* Josh Poimboeuf <jpoim...@redhat.com> wrote:

> On Tue, May 06, 2014 at 09:32:28AM +0200, Ingo Molnar wrote:
> > 
> > * Jiri Kosina <jkos...@suse.cz> wrote:
> > 
> > > On Mon, 5 May 2014, David Lang wrote:
> > > 
> > > > how would you know that all instances of the datastructure in memory 
> > > > have= been touched? just because all tasks have run and are outside the 
> > > > function in question doesn't tell you data structures have been 
> > > > converted. You have n= o way of knowing when (or if) the next call to 
> > > > the modified function will take place on any potential in-memory 
> > > > structure.
> > > 
> > > The problem you are trying to avoid here is functions expecting to read 
> > > "v2" format of the data from memory, while there are still tasks that are 
> > > unpredictably writing "v1" format of the data to the memory.
> > > 
> > > There are several ways to attack this problem:
> > > 
> > > - stop the whole system, convert all the existing data structures to new 
> > >   format (which might potentially be non-trivial, mostly because you 
> > >   have to *know* where all the data structures have been allocated), 
> > > apply 
> > >   patch, resume operation [ksplice, probably kpatch in future]

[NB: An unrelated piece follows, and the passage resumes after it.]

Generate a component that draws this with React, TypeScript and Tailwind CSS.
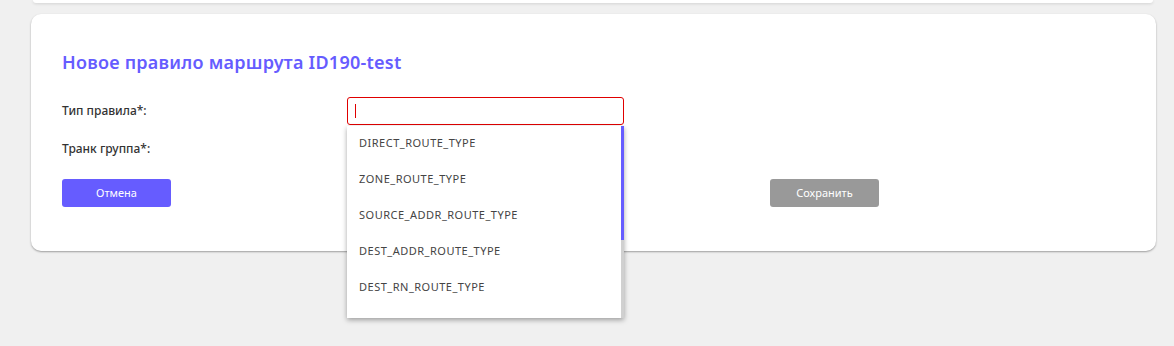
import React from 'react';

const options = [
  'DIRECT_ROUTE_TYPE',
  'ZONE_ROUTE_TYPE',
  'SOURCE_ADDR_ROUTE_TYPE',
  'DEST_ADDR_ROUTE_TYPE',
  'DEST_RN_ROUTE_TYPE',
];

const App: React.FC = () => {
  return (
    <div className="min-h-[346px] w-full bg-[#f0f0f0] font-['Noto_Sans',sans-serif]">
      {/* previous card, only its bottom edge is visible */}
      <div className="mx-[33px] mr-[21px] h-[3px] rounded-b-[10px] bg-white shadow-[0_1px_3px_rgba(0,0,0,0.12)]" />

      <div className="mt-[11px] ml-[31px] mr-[18px] h-[237px] rounded-[10px] bg-white px-[31px] pt-[37px] shadow-[0_1px_2px_rgba(0,0,0,0.35)]">
        <h2 className="text-[18px] font-semibold leading-[22px] tracking-[0.25px] text-[#665cff]">
          Новое правило маршрута ID190-test
        </h2>

        <div className="mt-[24px] flex h-[28px] items-center">
          <label className="w-[285px] text-[12px] font-medium text-[#333]">Тип правила*:</label>
          <div className="relative">
            <div className="flex h-[28px] w-[277px] items-center rounded-[3px] border border-[#e00000] bg-white px-[7px]">
              <span className="h-[14px] w-px bg-[#e00000]" />
            </div>
            <div className="absolute left-0 top-[29px] z-10 flex h-[192px] w-[277px] bg-white shadow-[0_2px_5px_rgba(0,0,0,0.35)]">
              <ul className="-mt-px flex-1">
                {options.map((o) => (
                  <li key={o} className="flex h-[36px] items-center pl-[12px] text-[11px] tracking-[0.5px] text-[#444]">
                    {o}
                  </li>
                ))}
              </ul>
              <div className="flex w-[3px] flex-col bg-[#d0d0d0]">
                <div className="h-[114px] bg-[#665cff]" />
              </div>
            </div>
          </div>
        </div>

        <div className="mt-[10px] flex h-[28px] items-center">
          <label className="w-[285px] text-[12px] font-medium text-[#333]">Транк группа*:</label>
          <div className="h-[28px] w-[277px] rounded-[3px] border border-[#ccc]" />
        </div>

        <div className="mt-[16px] flex gap-[599px]">
          <button className="h-[28px] w-[109px] rounded-[3px] bg-[#665cff] text-[11px] text-white">
            Отмена
          </button>
          <button className="h-[28px] w-[109px] rounded-[3px] bg-[#999] text-[11px] text-white">
            Сохранить
          </button>
        </div>
      </div>
    </div>
  );
};

export default App;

> > > - restrict the data format to be backwards compatible [to be done 
> > >   manually during patch creation, currently what kGraft needs to do in 
> > >   such case]
> > > - have a proxy code which can read both "v1" and "v2" formats, and writes 
> > >   back in the same format it has seen the data structure on input
> > > - once all the *code* has been converted, it still has to understand "v1" 

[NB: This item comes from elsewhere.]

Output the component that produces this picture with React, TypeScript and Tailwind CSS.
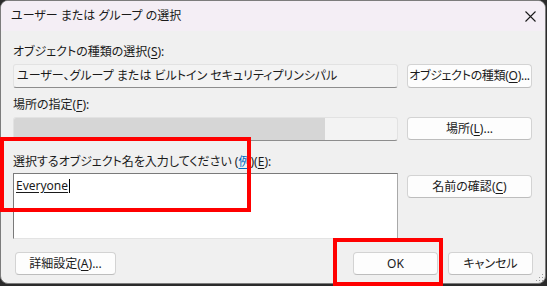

> > >   and "v2", but it can now start writing out "v2" format only [possible 
> > >   with kGraft, not implemented in automated fashion]
> > > 
> > > Ideas are of course more than welcome.
> > 
> > So what I'm curious about, what is the actual 'in the field' distro 
> > experience, about the type of live-patches that get pushed with 
> > urgency?
> > 
> > My guess would be that the overwhelming majority of live-patches don't 
> > change data structures - and hence the right initial model would be to 
> > ensure (via tooling, and via review) that 'v1' and 'v2' data is 
> > exactly the same.
> 
> Yes, in general we want to avoid data changes.  In practice, we expect
> most patches to be small, localized security fixes, so it shouldn't be
> an issue in most cases.
> 
> Currently the kpatch tooling detects any compile-time changes to 
> static data and refuses to build the patch module in that case.
> 
> But there's no way to programmatically detect changes to dynamic 
> data. Which is why the user always has to be very careful when 
> selecting a patch.

And since this is about the system kernel it's dead easy to mess up a 
new kernel function and make the system unbootable - so it's not like 
'be careful' isn't something implied already.